Lo scetticismo puro, inteso come negazione della possibilità di raggiungere la certezza nel dare risposta ai problemi religiosi, fu rarissimo in tutto il periodo. Più importante fu invece la sfida rappresentata dall’affermarsi di tecniche di critica che mettevano in evidenza presunte improbabilità e incoerenze della Bibbia da un punto di vista storico. Contro questa sfida, alcuni studiosi come Hardouin e Berruyer tentarono di difendere l’ortodossia cattolica mettendo in evidenza l’importanza della tradizione, ininterrottamente impersonata dall’insegnamento della chiesa.
Eresie vecchie e nuove
Le forme tradizionali di fede religiosa venivano attaccate da più direzioni. La miscredenza e l’ateismo dichiarato diventarono forse un po’ più diffusi e furono certamente espressi più scopertamente che mai. Continuarono, tuttavia ad essere limitati , quasi nella stessa misura che in passato, a sparuti gruppi di eccentrici e di “esprits forts”. Nonostante l’allarme che suscitavano nelle file dei fedeli, ebbero scarso peso pratico.
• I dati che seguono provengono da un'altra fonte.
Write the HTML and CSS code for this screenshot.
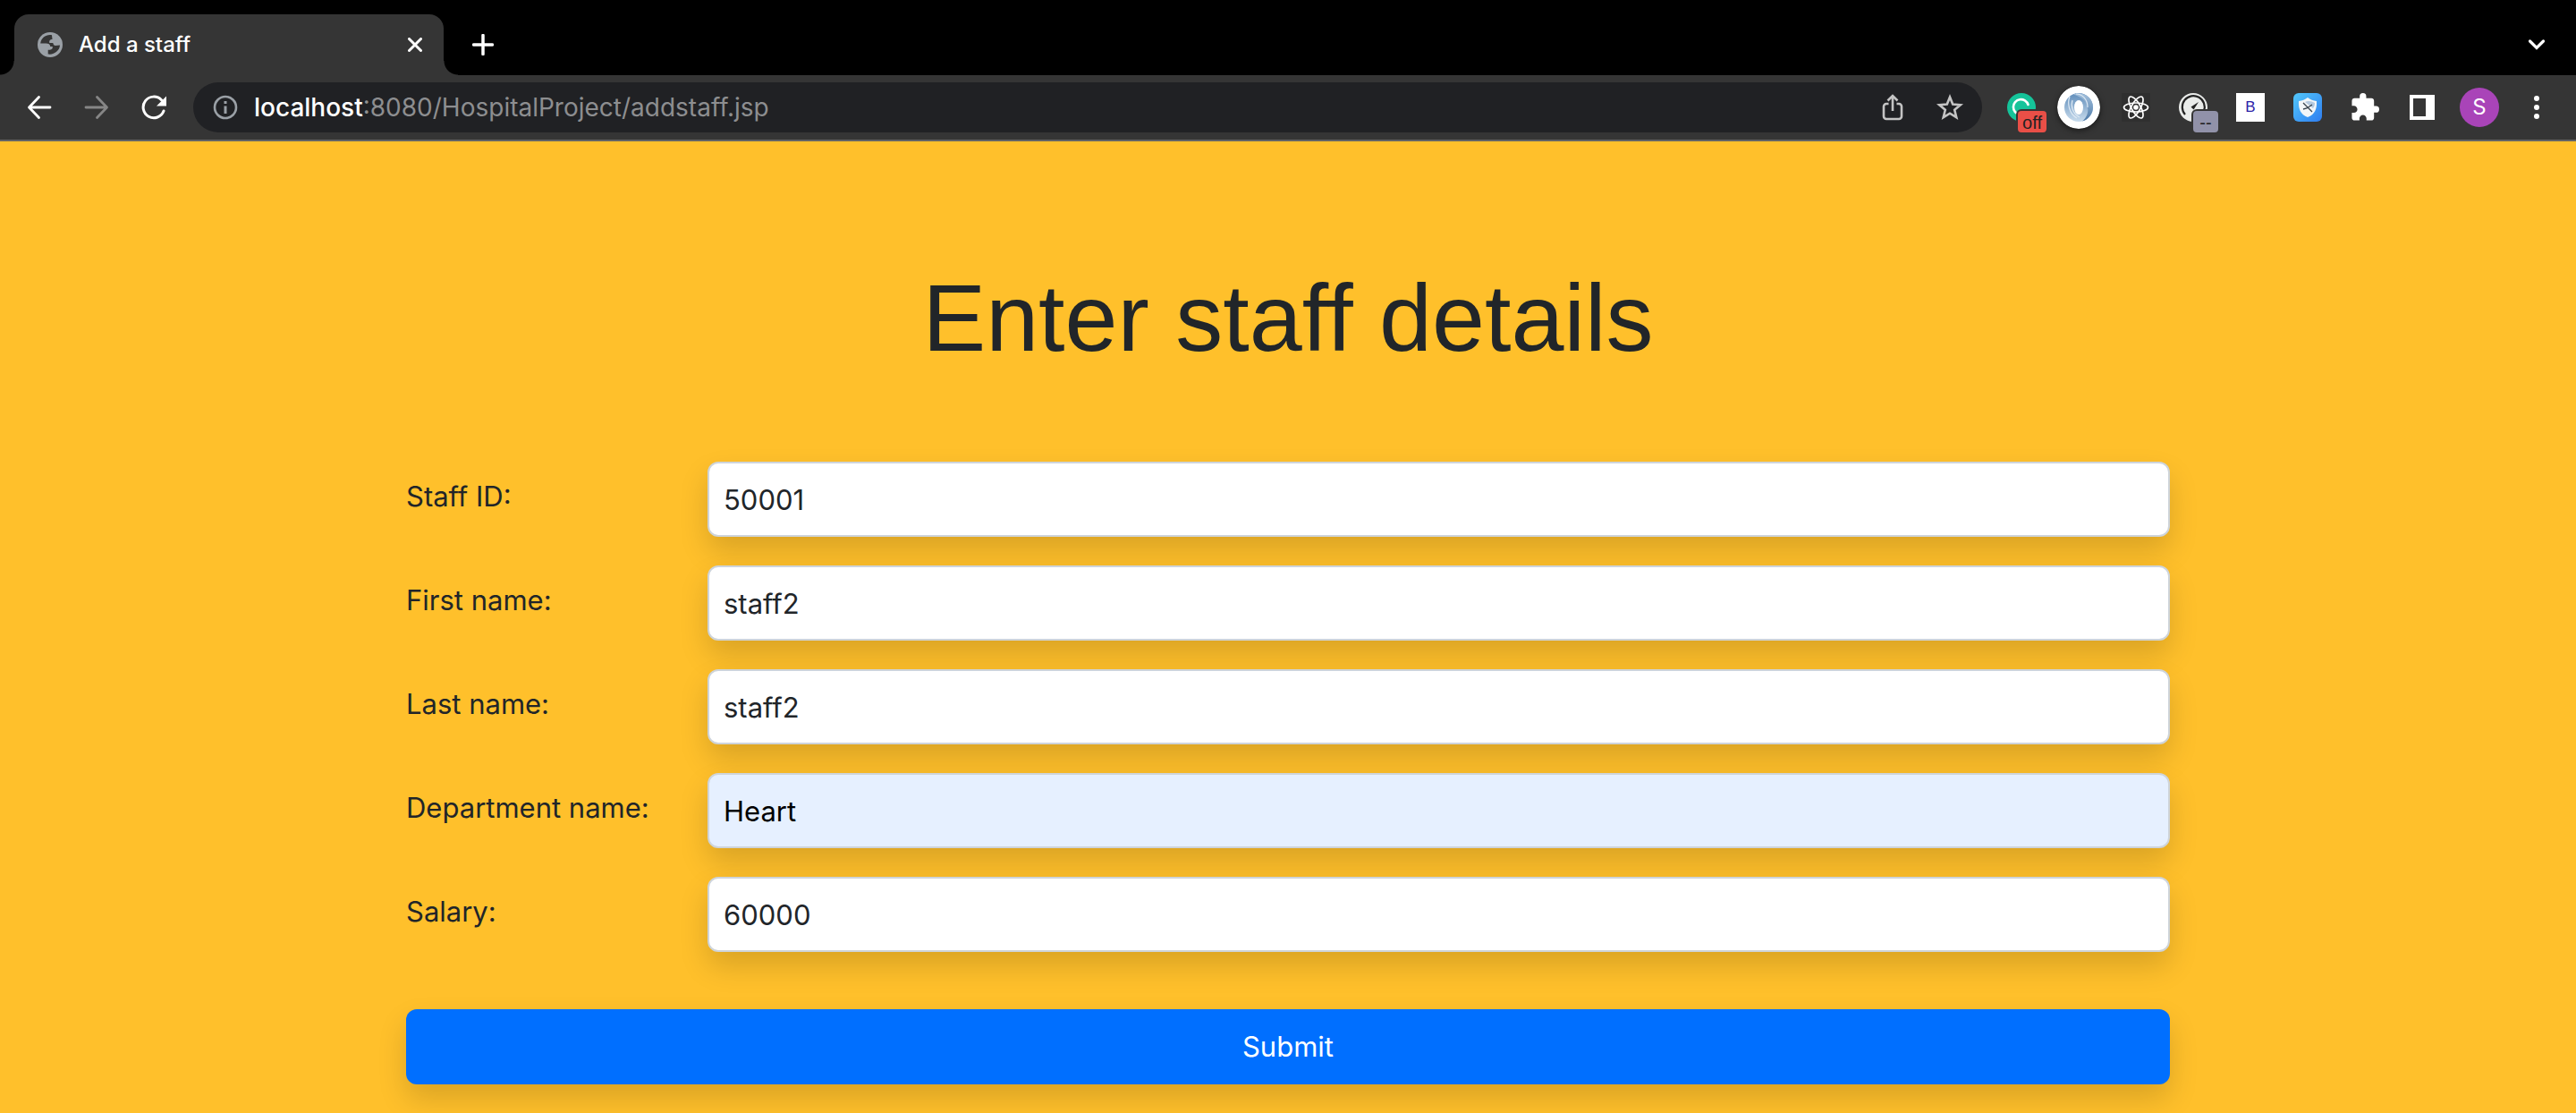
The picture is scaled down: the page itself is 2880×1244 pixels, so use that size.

Tranne poche eccezioni (Holbach è l’unica, si può dire, veramente importante) neppure i più radicali pensatori del periodo erano disposti a farsi propugna- tori di ateismo o di uno stato esclusivamente laico. Né certe deviazioni ideologiche come l’arianesimo e il socinianesimo rappresentarono una vera minaccia alla religione costituita, se si escludono pochissime regioni del continente: la più importante fu l’Inghilterra, dove il socinianesimo si trasformò, alla fine del diciottesimo secolo, in un movimento unitario relativamente piccolo quanto a numero di aderenti ma forte per qualità intellettuale. L’eresia ariana deriva da Ario, prete di Alessandria nel IV secolo, il quale negava che Cristo fosse consustanziale a Dio; il socinianesimo deriva invece e da Lelio e Fausto Sozzini, due teologi italiani del XVI secolo che non riconoscevano la divinità di Cristo.